Body Without Apology
So there’s a model named Melina DiMarco from New York who shoots nude, and she treats it like it’s not a big deal. Not provocatively, not as transgression—just as fact. Her body, documented, no apology attached. The photographer is Atisha Paulson, and the work ran in Yume, an Australian fashion magazine.
What’s interesting is that this should be unremarkable by now. Photography has had a century to work through nakedness as a formal subject. But it still reads as a statement, which probably says more about the rest of us than it does about her.
She talks about the body as art, which is the obvious language for it.
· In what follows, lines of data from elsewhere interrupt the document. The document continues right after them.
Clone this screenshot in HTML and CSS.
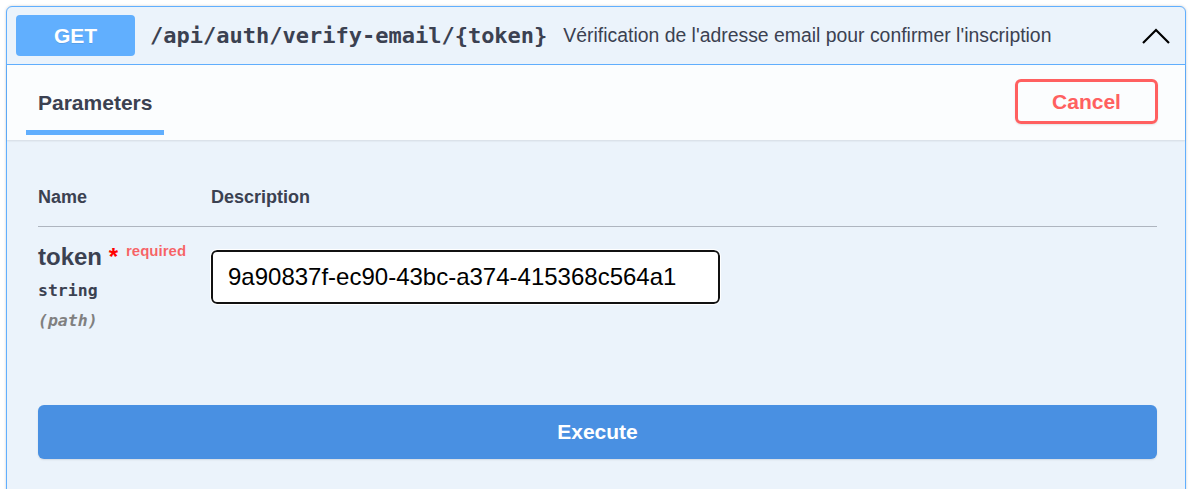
FILE: index.html
```html
<!DOCTYPE html>
<html lang="fr">
<head>
<meta charset="utf-8">
<title>verify-email</title>
<link rel="stylesheet" href="styles.css">
</head>
<body>
<div class="page">
  <div class="opblock">
    <div class="summary">
      <span class="method">GET</span>
      <span class="path">/api/auth/verify-email/{token}</span>
      <span class="desc">Vérification de l'adresse email pour confirmer l'inscription</span>
      <svg class="chev" width="28" height="16" viewBox="0 0 28 16"><polyline points="1,15 14,2 27,15" fill="none" stroke="#000" stroke-width="2.2"/></svg>
    </div>
    <div class="section-header">
      <div class="tab"><h4 class="tab-title">Parameters</h4></div>
      <button class="cancel">Cancel</button>
    </div>
    <div class="params">
      <div class="row head">
        <div class="col-name">Name</div>
        <div class="col-desc">Description</div>
      </div>
      <div class="row param">
        <div class="col-name">
          <div class="pname">token<span class="star">&nbsp;*</span><span class="req">required</span></div>
          <div class="ptype">string</div>
          <div class="pin">(path)</div>
        </div>
        <div class="col-desc">
          <input class="pinput" type="text" value="9a90837f-ec90-43bc-a374-415368c564a1">
        </div>
      </div>
    </div>
    <div class="exec-wrap">
      <button class="execute">Execute</button>
    </div>
  </div>
</div>
</body>
</html>
```
FILE: styles.css
```css
* { box-sizing: border-box; }
html, body { margin: 0; padding: 0; background: #fff; }
body { font-family: "Liberation Sans", Arial, sans-serif; color: #3b4151; }
.page { padding: 6px 6px 0 6px; }
.opblock {
  border: 1px solid #61affe;
  border-radius: 6px;
  background: #ebf3fb;
  box-shadow: 0 0 3px rgba(0,0,0,.19);
  height: 520px;
}
.summary {
  display: flex;
  align-items: center;
  height: 58px;
  padding: 0 15px 0 9px;
  border-bottom: 1px solid #61affe;
}
.method {
  width: 119px;
  height: 41px;
  background: #61affe;
  border-radius: 4px;
  color: #fff;
  font-weight: bold;
  font-size: 21px;
  display: flex;
  align-items: center;
  justify-content: center;
  text-shadow: 0 1px 0 rgba(0,0,0,.1);
}
.path {
  margin-left: 15px;
  font-family: "DejaVu Sans Mono", monospace;
  font-weight: bold;
  font-size: 22px;
  color: #3b4151;
}
.desc {
  margin-left: 16px;
  font-size: 19.4px;
  color: #3b4151;
  flex: 1;
}
.chev { display: block; }
.section-header {
  display: flex;
  align-items: center;
  justify-content: space-between;
  height: 75px;
  background: rgba(255,255,255,.8);
  box-shadow: 0 1px 2px rgba(0,0,0,.1);
  padding: 0 27px 0 19px;
  position: relative;
}
.tab {
  height: 100%;
  padding: 0 12px;
  display: flex;
  align-items: center;
  position: relative;
}
.tab::after {
  content: "";
  position: absolute;
  left: 0; right: 0; bottom: 5px;
  height: 5px;
  background: #61affe;
}
.tab-title {
  margin: 0;
  font-size: 21px;
  font-weight: bold;
  color: #3b4151;
  padding-top: 1px;
}
.cancel {
  width: 143px;
  height: 45px;
  margin-top: -2px;
  border: 3px solid #ff6060;
  border-radius: 6px;
  background: transparent;
  color: #ff6060;
  font-family: "Liberation Sans", Arial, sans-serif;
  font-weight: bold;
  font-size: 21px;
  box-shadow: 0 1px 2px rgba(0,0,0,.1);
}
.params { padding: 45px 28px 0 31px; }
.row { display: flex; }
.col-name { width: 173px; }
.col-desc { flex: 1; }
.head {
  font-size: 18px;
  font-weight: bold;
  line-height: 24px;
  padding-bottom: 17px;
  border-bottom: 1px solid rgba(59,65,81,.35);
}
.param { padding-top: 15px; }
.pname {
  font-size: 24px;
  font-weight: bold;
  line-height: 30px;
  color: #3b4151;
}
.star { color: red; }
.req {
  color: rgba(255,0,0,.6);
  font-size: 15px;
  padding: 0 0 0 8px;
  position: relative;
  top: -9px;
}
.ptype {
  font-family: "DejaVu Sans Mono", monospace;
  font-weight: bold;
  font-size: 16.5px;
  line-height: 24px;
  padding: 4px 0 6px;
}
.pin {
  font-family: "DejaVu Sans Mono", monospace;
  font-weight: bold;
  font-style: italic;
  font-size: 16.5px;
  line-height: 24px;
  color: #808080;
}
.pinput {
  margin-top: 8px;
  width: 509px;
  height: 54px;
  border: 2px solid #111;
  border-radius: 6px;
  background: #fff;
  padding: 0 15px;
  font-family: "Liberation Sans", Arial, sans-serif;
  font-size: 24px;
  color: #000;
  outline: 1px solid #fff;
}
.exec-wrap { padding: 72px 28px 0 31px; }
.execute {
  display: block;
  width: 100%;
  height: 54px;
  background: #4990e2;
  border: none;
  border-radius: 6px;
  color: #fff;
  font-family: "Liberation Sans", Arial, sans-serif;
  font-weight: bold;
  font-size: 21px;
  box-shadow: 0 1px 2px rgba(0,0,0,.1);
}
```
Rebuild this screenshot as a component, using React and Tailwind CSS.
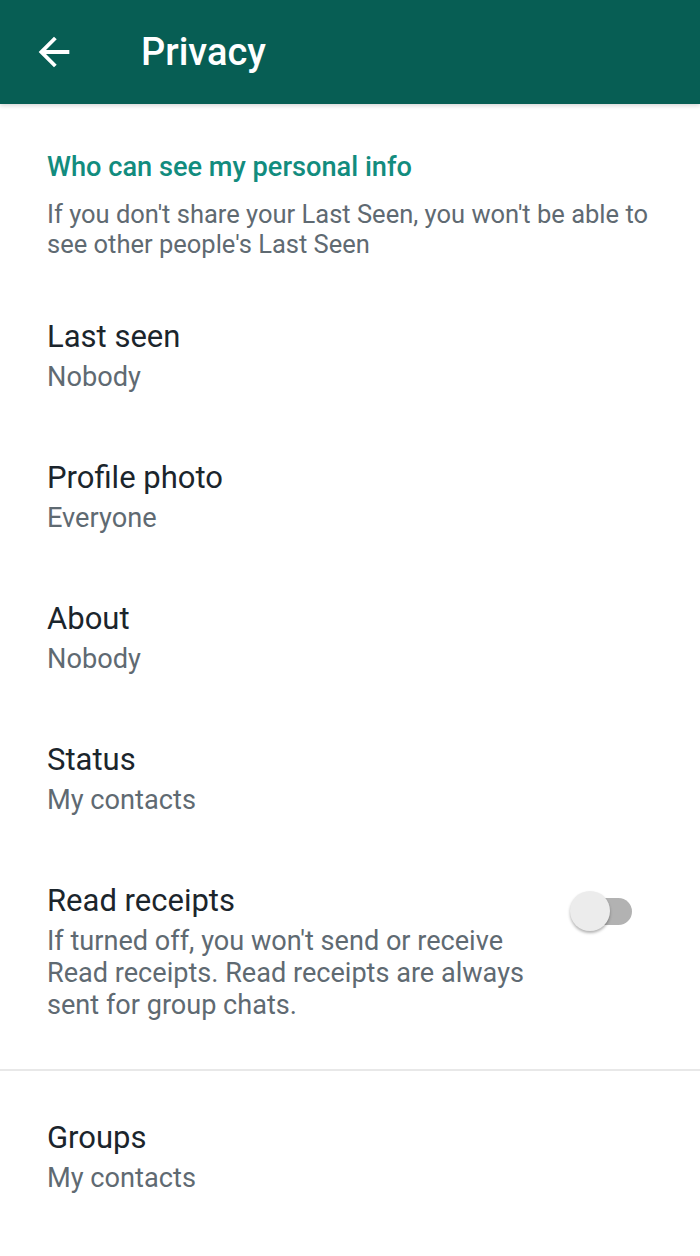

And I think that’s genuine on her part—not a defensive reframing, but an actual observation. The human form has proportions and lines. Light falls across it in specific ways. There’s material there to work with. The fact that we’ve wrapped so much shame around it doesn’t change what’s actually there.
I was looking at some Helmut Newton once, and someone asked if it was exploitation. Which is a real question with photography and the body. But Newton’s answer was basically: I’m documenting what’s there. The woman is there, she agreed to be there, I’m making a record. What you feel about that is your problem. I’m not sure that’s totally fair, but there’s something honest in refusing to apologize for the subject itself.
Melina seems to come from a similar place. Just clear about what she’s doing. The photographs probably aren’t for everyone. But they’re probably not meant to be. They’re for people who can look at a body and see a body, without the cultural noise on top.